Two years is a significant amount of time, and your wealth may well appreciate during that time. For our clients, the goal is always to minimise the risk of a property settlement claim later on, or at all, if it is not necessary.
When a relationship ends
Below are some scenarios that may unfold upon the end of a relationship:
- One or both parties are unaware of the need for a property settlement and go their separate ways without a property settlement;
- One or both people in the relationship are aware that they may need to go through the property settlement process. They begin negotiations, hopefully avoiding the need to go to Court to get to a resolution; or
- You take your chances and hope that your ex won’t make a claim within the two year window.
There are two ways to minimise the risk of a claim on your wealth, or “property” as it’s collectively referred to in family law:
- During the relationship, ensure that you both keep all finances completely separate at all times. This means paying for everything separately or 50-50 at all times.
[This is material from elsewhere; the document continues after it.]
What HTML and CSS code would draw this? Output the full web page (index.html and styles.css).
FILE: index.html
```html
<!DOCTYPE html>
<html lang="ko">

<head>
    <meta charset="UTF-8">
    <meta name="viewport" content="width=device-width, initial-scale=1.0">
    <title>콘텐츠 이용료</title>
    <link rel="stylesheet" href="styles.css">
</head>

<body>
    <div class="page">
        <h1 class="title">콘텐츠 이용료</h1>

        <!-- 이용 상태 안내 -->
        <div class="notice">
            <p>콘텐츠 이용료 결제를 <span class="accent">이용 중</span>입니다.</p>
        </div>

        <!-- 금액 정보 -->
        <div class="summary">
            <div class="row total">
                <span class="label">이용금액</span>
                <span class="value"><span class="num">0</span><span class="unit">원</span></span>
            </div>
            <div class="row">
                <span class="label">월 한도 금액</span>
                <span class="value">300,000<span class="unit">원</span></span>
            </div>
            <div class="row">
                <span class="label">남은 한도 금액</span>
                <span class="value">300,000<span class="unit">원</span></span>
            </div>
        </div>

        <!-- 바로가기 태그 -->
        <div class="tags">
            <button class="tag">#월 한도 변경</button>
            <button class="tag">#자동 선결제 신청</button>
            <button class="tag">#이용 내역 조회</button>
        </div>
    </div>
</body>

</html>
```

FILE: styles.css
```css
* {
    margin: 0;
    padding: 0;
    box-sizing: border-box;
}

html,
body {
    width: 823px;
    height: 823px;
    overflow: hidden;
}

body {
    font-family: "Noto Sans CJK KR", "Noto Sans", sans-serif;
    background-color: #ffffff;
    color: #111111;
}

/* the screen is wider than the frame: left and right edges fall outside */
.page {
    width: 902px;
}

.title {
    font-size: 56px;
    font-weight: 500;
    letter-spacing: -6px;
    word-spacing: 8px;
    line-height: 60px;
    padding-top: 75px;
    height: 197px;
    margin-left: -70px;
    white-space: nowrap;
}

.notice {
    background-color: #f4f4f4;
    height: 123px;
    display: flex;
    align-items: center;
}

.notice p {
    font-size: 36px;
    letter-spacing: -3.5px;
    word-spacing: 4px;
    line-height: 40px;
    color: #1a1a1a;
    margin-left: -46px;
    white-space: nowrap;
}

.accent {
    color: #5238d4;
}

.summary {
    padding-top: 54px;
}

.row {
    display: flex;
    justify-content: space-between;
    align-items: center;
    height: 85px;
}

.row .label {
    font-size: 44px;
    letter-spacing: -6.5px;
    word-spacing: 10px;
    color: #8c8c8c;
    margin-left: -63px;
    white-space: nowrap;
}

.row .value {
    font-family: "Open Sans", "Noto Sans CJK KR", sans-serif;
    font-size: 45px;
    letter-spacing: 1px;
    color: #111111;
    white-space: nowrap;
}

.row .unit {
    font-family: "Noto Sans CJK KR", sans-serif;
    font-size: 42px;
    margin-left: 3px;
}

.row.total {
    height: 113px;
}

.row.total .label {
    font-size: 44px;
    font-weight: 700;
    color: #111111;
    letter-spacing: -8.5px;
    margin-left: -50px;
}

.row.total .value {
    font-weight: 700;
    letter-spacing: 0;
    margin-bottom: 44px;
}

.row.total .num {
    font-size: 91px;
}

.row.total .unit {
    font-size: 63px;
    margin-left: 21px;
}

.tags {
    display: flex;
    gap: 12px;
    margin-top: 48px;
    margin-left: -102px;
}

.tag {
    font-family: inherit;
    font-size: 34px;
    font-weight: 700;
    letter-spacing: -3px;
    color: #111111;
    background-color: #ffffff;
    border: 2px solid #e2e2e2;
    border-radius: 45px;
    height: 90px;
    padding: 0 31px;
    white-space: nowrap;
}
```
This approach requires great discipline and detailed record keeping to be effective; or
- Create certainty about any entitlements with a Binding Financial Agreement.
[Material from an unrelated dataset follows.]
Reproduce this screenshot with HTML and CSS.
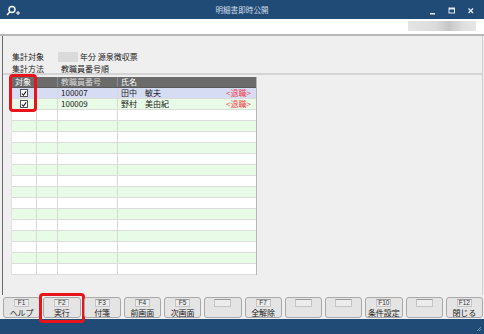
FILE: index.html
```html
<!DOCTYPE html>
<html lang="ja">
<head>
<meta charset="utf-8">
<link rel="stylesheet" href="styles.css">
</head>
<body>
<div class="window">
  <div class="titlebar">
    <svg class="app-icon" width="16" height="12" viewBox="0 0 16 12">
      <circle cx="7" cy="4.5" r="3" fill="none" stroke="#fff" stroke-width="1.4"/>
      <line x1="5" y1="6.8" x2="2" y2="10" stroke="#fff" stroke-width="1.6"/>
      <line x1="11" y1="8" x2="15" y2="8" stroke="#fff" stroke-width="1"/>
      <line x1="13" y1="6" x2="13" y2="10" stroke="#fff" stroke-width="1"/>
    </svg>
    <div class="title">明細書即時公開</div>
    <div class="controls">
      <svg width="8" height="8" viewBox="0 0 8 8"><rect x="1" y="6" width="5" height="1.5" fill="#e6ecf2"/></svg>
      <svg width="8" height="8" viewBox="0 0 8 8"><rect x="1" y="1" width="5.5" height="5" fill="none" stroke="#e6ecf2" stroke-width="1"/><rect x="1" y="1" width="5.5" height="1.5" fill="#e6ecf2"/></svg>
      <svg width="8" height="8" viewBox="0 0 8 8"><path d="M1.5 1.5 L6 6 M6 1.5 L1.5 6" stroke="#e6ecf2" stroke-width="1.4"/></svg>
    </div>
  </div>
  <div class="toolbar">
    <div class="user-blur"></div>
  </div>
  <div class="content">
    <div class="criteria">
      <div class="crit-row">
        <span class="crit-label">集計対象</span>
        <span class="year-box"></span>
        <span>年分 源泉徴収票</span>
      </div>
      <div class="crit-row">
        <span class="crit-label">集計方法</span>
        <span class="crit-value">教職員番号順</span>
      </div>
    </div>
    <div class="table-area">
      <div class="grid">
        <div class="row head">
          <div class="cell c1">対象</div>
          <div class="cell c2"></div>
          <div class="cell c3 dim">教職員番号</div>
          <div class="cell c4">氏名</div>
        </div>
        <div class="row sel">
          <div class="cell c1"><span class="chk"><svg width="7" height="7" viewBox="0 0 7 7"><path d="M1 3.5 L2.8 5.5 L6 1" fill="none" stroke="#111" stroke-width="1.2"/></svg></span></div>
          <div class="cell c2"></div>
          <div class="cell c3">100007</div>
          <div class="cell c4"><span>田中　敏夫</span><span class="ret">&lt;退職&gt;</span></div>
        </div>
        <div class="row green">
          <div class="cell c1"><span class="chk"><svg width="7" height="7" viewBox="0 0 7 7"><path d="M1 3.5 L2.8 5.5 L6 1" fill="none" stroke="#111" stroke-width="1.2"/></svg></span></div>
          <div class="cell c2"></div>
          <div class="cell c3">100009</div>
          <div class="cell c4"><span>野村　美由紀</span><span class="ret">&lt;退職&gt;</span></div>
        </div>
        <div class="row"><div class="cell c1"></div><div class="cell c2"></div><div class="cell c3"></div><div class="cell c4"></div></div>
        <div class="row green"><div class="cell c1"></div><div class="cell c2"></div><div class="cell c3"></div><div class="cell c4"></div></div>
        <div class="row"><div class="cell c1"></div><div class="cell c2"></div><div class="cell c3"></div><div class="cell c4"></div></div>
        <div class="row green"><div class="cell c1"></div><div class="cell c2"></div><div class="cell c3"></div><div class="cell c4"></div></div>
        <div class="row"><div class="cell c1"></div><div class="cell c2"></div><div class="cell c3"></div><div class="cell c4"></div></div>
        <div class="row green"><div class="cell c1"></div><div class="cell c2"></div><div class="cell c3"></div><div class="cell c4"></div></div>
        <div class="row"><div class="cell c1"></div><div class="cell c2"></div><div class="cell c3"></div><div class="cell c4"></div></div>
        <div class="row green"><div class="cell c1"></div><div class="cell c2"></div><div class="cell c3"></div><div class="cell c4"></div></div>
        <div class="row"><div class="cell c1"></div><div class="cell c2"></div><div class="cell c3"></div><div class="cell c4"></div></div>
        <div class="row green"><div class="cell c1"></div><div class="cell c2"></div><div class="cell c3"></div><div class="cell c4"></div></div>
        <div class="row"><div class="cell c1"></div><div class="cell c2"></div><div class="cell c3"></div><div class="cell c4"></div></div>
        <div class="row green"><div class="cell c1"></div><div class="cell c2"></div><div class="cell c3"></div><div class="cell c4"></div></div>
        <div class="row"><div class="cell c1"></div><div class="cell c2"></div><div class="cell c3"></div><div class="cell c4"></div></div>
        <div class="row green"><div class="cell c1"></div><div class="cell c2"></div><div class="cell c3"></div><div class="cell c4"></div></div>
        <div class="row"><div class="cell c1"></div><div class="cell c2"></div><div class="cell c3"></div><div class="cell c4"></div></div>
      </div>
      <div class="mark mark-col"></div>
    </div>
  </div>
  <div class="fkeys">
    <div class="fkey"><span class="fk">F1</span><span class="fl">ヘルプ</span></div>
    <div class="fkey"><span class="fk">F2</span><span class="fl">実行</span><div class="mark mark-btn"></div></div>
    <div class="fkey"><span class="fk">F3</span><span class="fl">付箋</span></div>
    <div class="fkey"><span class="fk">F4</span><span class="fl">前画面</span></div>
    <div class="fkey"><span class="fk">F5</span><span class="fl">次画面</span></div>
    <div class="fkey"><span class="fk"></span><span class="fl"></span></div>
    <div class="fkey"><span class="fk">F7</span><span class="fl">全解除</span></div>
    <div class="fkey"><span class="fk"></span><span class="fl"></span></div>
    <div class="fkey"><span class="fk"></span><span class="fl"></span></div>
    <div class="fkey"><span class="fk">F10</span><span class="fl">条件設定</span></div>
    <div class="fkey"><span class="fk"></span><span class="fl"></span></div>
    <div class="fkey"><span class="fk">F12</span><span class="fl">閉じる</span></div>
  </div>
  <div class="statusbar">
    <svg class="grip" width="6" height="6" viewBox="0 0 6 6"><path d="M5 1 L1 5 M5 3 L3 5" stroke="#8aa3bd" stroke-width="0.8"/></svg>
  </div>
</div>
</body>
</html>
```

FILE: styles.css
```css
* { box-sizing: border-box; }
html, body { margin: 0; padding: 0; }
body {
  width: 484px;
  height: 334px;
  overflow: hidden;
  font-family: "Noto Sans CJK JP", "Noto Sans", sans-serif;
  font-size: 8px;
  color: #222;
  background: #efefef;
}
.window {
  display: flex;
  flex-direction: column;
  height: 334px;
}
.titlebar {
  height: 19px;
  background: #1f4b76;
  display: flex;
  align-items: center;
  position: relative;
  flex: none;
}
.app-icon { margin-left: 5px; margin-top: 2px; }
.title {
  position: absolute;
  left: 0; right: 0;
  text-align: center;
  color: #d6dfea;
  font-size: 7.5px;
  letter-spacing: 0.1px;
  top: 5px;
  line-height: 9px;
}
.controls {
  margin-left: auto;
  margin-right: 9px;
  display: flex;
  gap: 11px;
  margin-top: 2px;
}
.toolbar {
  height: 17px;
  background: #fff;
  border-bottom: 2px solid #b8b8b8;
  flex: none;
  display: flex;
  justify-content: flex-end;
  align-items: flex-start;
  padding-top: 2px;
  padding-right: 8px;
}
.user-blur {
  width: 68px;
  height: 10px;
  background: linear-gradient(90deg, #e4e4e4 0%, #dcdcdc 40%, #c6c6c6 60%, #dedede 80%, #e6e6e6 100%);
}
.content {
  flex: 1;
  margin-left: 2px;
  margin-right: 1px;
  border-left: 1px solid #6a6a6a;
  border-right: 1px solid #cfcfcf;
  background: #efefef;
  display: flex;
  flex-direction: column;
}
.criteria {
  padding: 15px 0 0 9px;
  height: 39px;
  border-bottom: 2px solid #d4d4d4;
  flex: none;
}
.crit-row {
  display: flex;
  align-items: center;
  height: 12px;
  line-height: 12px;
  white-space: nowrap;
}
.crit-label { width: 46px; }
.year-box {
  width: 20px;
  height: 10px;
  background: #dadada;
  margin-right: 2px;
}
.crit-value { margin-left: 3px; }
.table-area {
  position: relative;
  padding: 2px 0 0 8px;
  flex: 1;
}
.grid {
  width: 246px;
  border-right: 1px solid #b5b5b5;
  border-left: 1px solid #e2e2e2;
}
.row {
  display: flex;
  height: 11px;
  border-bottom: 1px solid #dcdcdc;
  background: #fff;
}
.row.head {
  background: #6b6b6b;
  color: #fff;
  border-bottom: 1px solid #5a5a5a;
}
.row.sel { background: #d5dcf4; }
.row.green { background: #e8fbe6; }
.cell {
  height: 10px;
  line-height: 10px;
  border-right: 1px solid #d8d8d8;
  white-space: nowrap;
  overflow: hidden;
}
.head .cell { border-right-color: #8a8a8a; }
.c1 { width: 25px; display: flex; justify-content: center; align-items: center; }
.head .c1 { justify-content: flex-start; padding-left: 3px; }
.c2 { width: 21px; }
.c3 { width: 60px; padding-left: 3px; }
.c4 { flex: 1; border-right: none; padding-left: 3px; padding-right: 5px; display: flex; justify-content: space-between; }
.dim { color: #d8d8d8; }
.ret { color: #f0404a; }
.chk {
  width: 8px;
  height: 8px;
  background: #fff;
  border: 1px solid #555;
  display: flex;
  align-items: center;
  justify-content: center;
}
.chk svg { display: block; }
.mark {
  position: absolute;
  border: 3px solid #e8141c;
  border-radius: 4px;
  pointer-events: none;
}
.mark-col {
  left: 6px;
  top: -1px;
  width: 28px;
  height: 38px;
}
.fkeys {
  flex: none;
  height: 24px;
  display: flex;
  gap: 3px;
  padding: 2px 1px 1px 3px;
  background: #efefef;
}
.fkey {
  position: relative;
  flex: 1;
  height: 21px;
  background: #e4e4e4;
  border: 1px solid #a9a9a9;
  border-radius: 3px;
  display: flex;
  flex-direction: column;
  align-items: center;
}
.fk {
  margin-top: 1px;
  width: 15px;
  height: 8px;
  border: 1px solid #c4c4c4;
  border-top-color: #9a9a9a;
  background: #ececec;
  font-family: "Liberation Sans", Arial, sans-serif;
  font-size: 6.5px;
  line-height: 6px;
  text-align: center;
  color: #333;
}
.fk:empty { width: 17px; }
.fl {
  margin-top: 1px;
  font-size: 8px;
  line-height: 9px;
  height: 9px;
  color: #222;
  white-space: nowrap;
}
.mark-btn {
  left: -5px;
  top: -5px;
  width: 46px;
  height: 30px;
}
.statusbar {
  flex: none;
  height: 15px;
  background: #1f4b76;
  display: flex;
  justify-content: flex-end;
  align-items: flex-end;
  padding: 0 2px 2px 0;
}
.grip { display: block; }
```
A Binding Financial Agreement (BFA) is a legally binding document that details “who gets what” if the relationship were ever to come to an end.
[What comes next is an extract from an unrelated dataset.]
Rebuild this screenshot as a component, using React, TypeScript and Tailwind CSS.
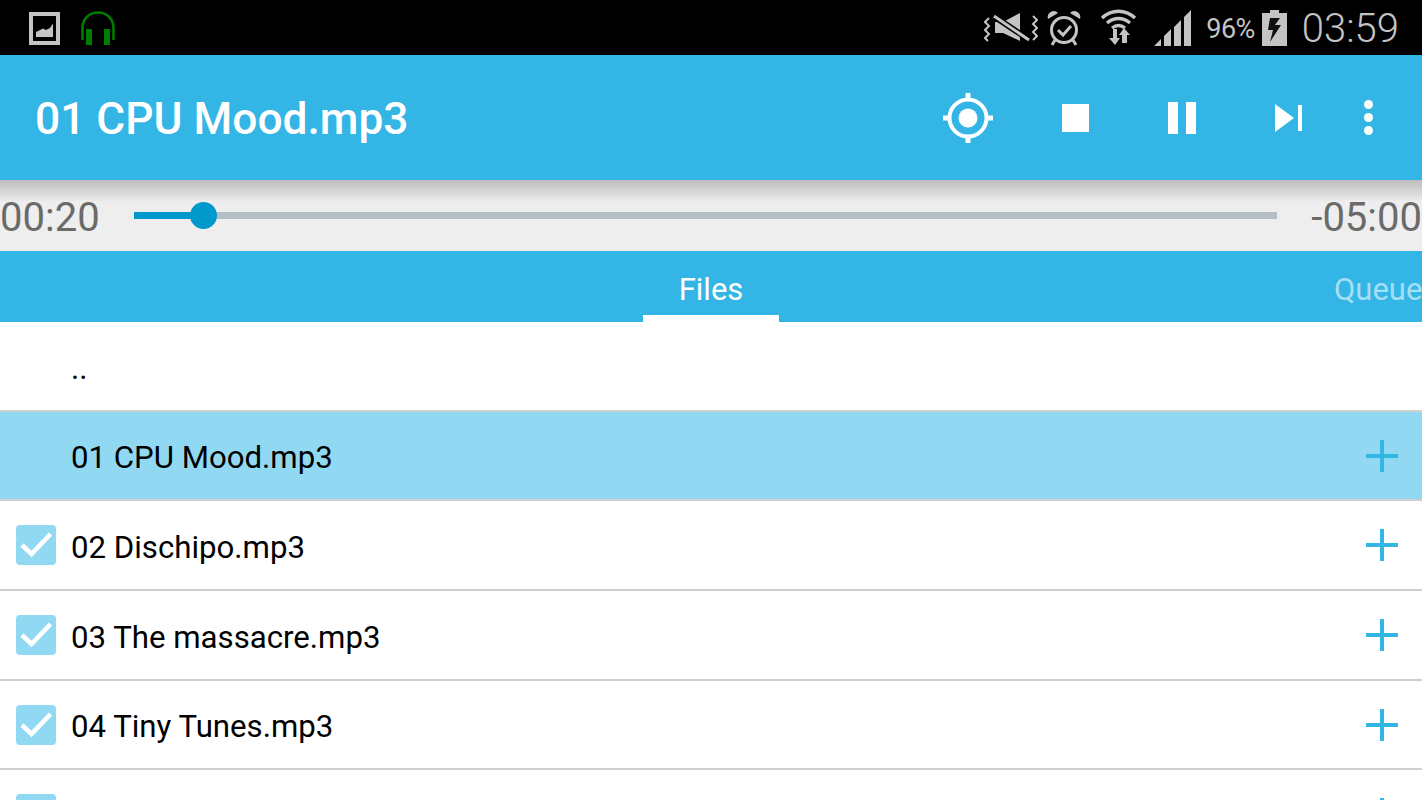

Protecting assets from new partners with a BFA
An expertly drafted Binding Financial Agreement can be drafted to allow for:
- Protection mechanisms for any business interests (to minimise the risk, impact or disruption);
- A split of the assets and liabilities than might not be permitted otherwise;
- Confidentiality and privacy of the terms of the settlement (unlike matters in Court); and
- Flexibility to accommodate a range of scenarios to ensure both people can be certain about what they will walk away from the relationship with.
A BFA helps people know what they will walk away with but it also protects investments such as businesses. When a BFA is comprehensive, assets or interests may be able to be quarantined from any future settlement.
And importantly, a comprehensive and enforceable BFA will expedite the otherwise slow property settlement process. As the negotiations were completed beforehand, there is far less to manage and do. This significantly reduces stress, legal expenses and a myriad of other issues.
Binding Financial Agreements, if drafted correctly, can include mechanisms for how assets are to be acquired throughout the relationship. While these are not a complete list of the benefits, it illustrates that BFA’s create an increased certainty of outcome.
Importantly, there is a misconception that BFA’s are only for very wealthy individuals. Binding Financial Agreements are suitable for anyone who wishes to avoid the financial uncertainty and disruption that a relationship breakdown brings.
Ensuring your financial agreement can be enforced
To create an enforceable BFA, you must each seek independent legal advice before signing the agreement.
If you ever have children together, you will require amendments to your BFA to ensure that the agreement can be upheld. And, because financial disclosure is required, all information about your financial position must be shared. If any asset is left out, this will make the Agreement invalid.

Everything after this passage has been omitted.